▸ **Set exercise**
State how many lines hold the string "React". Give the number and nothing else.
=== Task material ===
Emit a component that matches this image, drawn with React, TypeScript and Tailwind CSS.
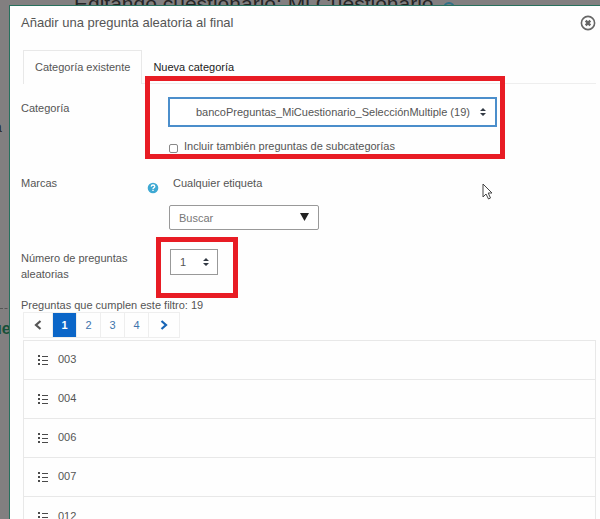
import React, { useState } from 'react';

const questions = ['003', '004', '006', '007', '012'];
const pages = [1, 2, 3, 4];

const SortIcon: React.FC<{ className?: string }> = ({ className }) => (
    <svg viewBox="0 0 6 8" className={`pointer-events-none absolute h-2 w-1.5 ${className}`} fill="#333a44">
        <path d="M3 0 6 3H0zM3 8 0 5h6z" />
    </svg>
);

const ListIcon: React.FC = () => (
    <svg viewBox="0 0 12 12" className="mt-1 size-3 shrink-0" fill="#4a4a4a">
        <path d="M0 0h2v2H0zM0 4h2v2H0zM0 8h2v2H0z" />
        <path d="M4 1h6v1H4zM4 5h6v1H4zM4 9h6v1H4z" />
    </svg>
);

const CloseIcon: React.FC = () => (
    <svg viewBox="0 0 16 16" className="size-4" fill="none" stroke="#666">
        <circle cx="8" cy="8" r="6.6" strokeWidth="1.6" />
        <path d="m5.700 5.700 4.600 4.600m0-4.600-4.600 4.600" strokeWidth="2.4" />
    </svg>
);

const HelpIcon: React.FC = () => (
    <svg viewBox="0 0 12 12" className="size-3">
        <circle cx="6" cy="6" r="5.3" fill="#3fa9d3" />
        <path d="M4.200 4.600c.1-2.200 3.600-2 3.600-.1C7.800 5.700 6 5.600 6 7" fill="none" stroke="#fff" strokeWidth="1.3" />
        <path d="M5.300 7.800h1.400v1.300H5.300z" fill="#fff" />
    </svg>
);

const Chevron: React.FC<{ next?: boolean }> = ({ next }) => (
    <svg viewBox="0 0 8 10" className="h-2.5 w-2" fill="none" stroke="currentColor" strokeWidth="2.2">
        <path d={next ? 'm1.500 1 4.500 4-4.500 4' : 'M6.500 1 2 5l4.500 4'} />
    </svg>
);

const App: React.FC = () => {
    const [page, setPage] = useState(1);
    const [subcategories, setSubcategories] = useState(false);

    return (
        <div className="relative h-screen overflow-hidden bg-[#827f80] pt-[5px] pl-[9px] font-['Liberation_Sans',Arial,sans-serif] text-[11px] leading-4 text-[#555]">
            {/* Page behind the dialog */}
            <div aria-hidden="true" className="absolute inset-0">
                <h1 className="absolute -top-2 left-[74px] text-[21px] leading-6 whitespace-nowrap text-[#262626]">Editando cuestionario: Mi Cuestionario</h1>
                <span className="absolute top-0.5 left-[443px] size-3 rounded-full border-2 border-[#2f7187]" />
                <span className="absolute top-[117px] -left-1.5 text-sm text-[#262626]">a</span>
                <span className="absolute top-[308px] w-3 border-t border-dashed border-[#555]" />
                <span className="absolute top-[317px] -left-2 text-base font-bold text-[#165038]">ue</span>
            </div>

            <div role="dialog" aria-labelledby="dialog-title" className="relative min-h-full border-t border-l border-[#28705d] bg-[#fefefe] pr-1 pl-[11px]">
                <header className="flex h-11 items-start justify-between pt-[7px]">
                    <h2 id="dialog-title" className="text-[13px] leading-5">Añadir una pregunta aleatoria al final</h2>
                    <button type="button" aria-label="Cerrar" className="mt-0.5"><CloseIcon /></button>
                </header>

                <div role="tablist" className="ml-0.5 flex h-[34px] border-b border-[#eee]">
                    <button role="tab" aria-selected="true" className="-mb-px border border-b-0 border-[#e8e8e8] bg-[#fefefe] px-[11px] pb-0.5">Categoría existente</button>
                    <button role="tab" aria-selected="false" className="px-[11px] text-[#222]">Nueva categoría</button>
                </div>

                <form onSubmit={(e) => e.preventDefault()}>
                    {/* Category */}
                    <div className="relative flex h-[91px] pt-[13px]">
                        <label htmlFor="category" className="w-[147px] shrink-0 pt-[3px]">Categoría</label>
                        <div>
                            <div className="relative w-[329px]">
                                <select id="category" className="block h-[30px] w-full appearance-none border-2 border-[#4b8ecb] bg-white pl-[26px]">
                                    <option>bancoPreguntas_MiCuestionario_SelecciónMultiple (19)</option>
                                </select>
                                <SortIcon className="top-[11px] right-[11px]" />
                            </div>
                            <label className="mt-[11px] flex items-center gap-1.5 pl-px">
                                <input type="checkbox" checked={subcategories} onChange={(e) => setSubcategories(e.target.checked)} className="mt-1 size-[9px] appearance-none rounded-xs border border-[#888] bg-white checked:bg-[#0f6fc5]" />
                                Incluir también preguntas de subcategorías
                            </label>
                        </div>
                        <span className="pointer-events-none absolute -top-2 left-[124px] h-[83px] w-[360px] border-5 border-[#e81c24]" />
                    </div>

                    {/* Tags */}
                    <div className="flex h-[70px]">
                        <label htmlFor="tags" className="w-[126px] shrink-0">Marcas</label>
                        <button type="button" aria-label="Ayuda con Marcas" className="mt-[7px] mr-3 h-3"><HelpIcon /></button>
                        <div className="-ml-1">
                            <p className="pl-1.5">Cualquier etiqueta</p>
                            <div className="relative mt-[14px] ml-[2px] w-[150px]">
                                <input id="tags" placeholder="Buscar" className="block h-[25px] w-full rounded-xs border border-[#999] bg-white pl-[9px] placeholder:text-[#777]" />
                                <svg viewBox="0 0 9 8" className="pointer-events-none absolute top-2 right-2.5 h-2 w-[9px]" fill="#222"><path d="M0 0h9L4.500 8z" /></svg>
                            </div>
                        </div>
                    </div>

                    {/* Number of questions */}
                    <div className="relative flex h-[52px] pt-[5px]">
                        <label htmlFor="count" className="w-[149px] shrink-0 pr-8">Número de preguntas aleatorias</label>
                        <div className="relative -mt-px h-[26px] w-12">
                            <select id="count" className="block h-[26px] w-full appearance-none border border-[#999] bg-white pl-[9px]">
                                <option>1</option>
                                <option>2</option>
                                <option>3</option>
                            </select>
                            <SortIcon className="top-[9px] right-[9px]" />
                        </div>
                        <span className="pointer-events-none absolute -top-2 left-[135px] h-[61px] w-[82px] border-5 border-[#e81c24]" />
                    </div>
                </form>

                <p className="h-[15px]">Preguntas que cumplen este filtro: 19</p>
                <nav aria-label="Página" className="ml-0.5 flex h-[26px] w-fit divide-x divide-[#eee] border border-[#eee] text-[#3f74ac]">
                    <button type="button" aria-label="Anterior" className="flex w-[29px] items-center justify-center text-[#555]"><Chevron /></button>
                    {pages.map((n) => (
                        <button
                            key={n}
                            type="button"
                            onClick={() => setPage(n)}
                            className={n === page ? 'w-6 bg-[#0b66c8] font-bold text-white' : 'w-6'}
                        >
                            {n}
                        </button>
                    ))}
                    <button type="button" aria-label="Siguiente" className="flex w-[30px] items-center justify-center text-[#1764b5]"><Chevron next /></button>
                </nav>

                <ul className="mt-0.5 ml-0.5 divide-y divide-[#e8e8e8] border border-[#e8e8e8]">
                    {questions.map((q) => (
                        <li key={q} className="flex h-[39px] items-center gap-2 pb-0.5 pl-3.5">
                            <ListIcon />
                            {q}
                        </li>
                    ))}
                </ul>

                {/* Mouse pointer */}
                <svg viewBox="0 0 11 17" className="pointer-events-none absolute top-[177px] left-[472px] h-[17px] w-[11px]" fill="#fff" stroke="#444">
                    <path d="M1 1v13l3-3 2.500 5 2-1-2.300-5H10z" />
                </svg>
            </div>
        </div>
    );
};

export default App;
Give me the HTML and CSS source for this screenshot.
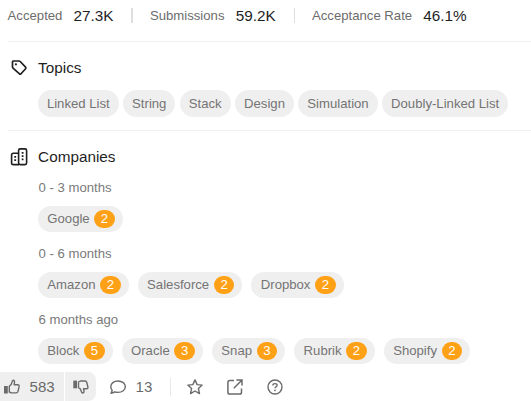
===
▸ **Written solution**
8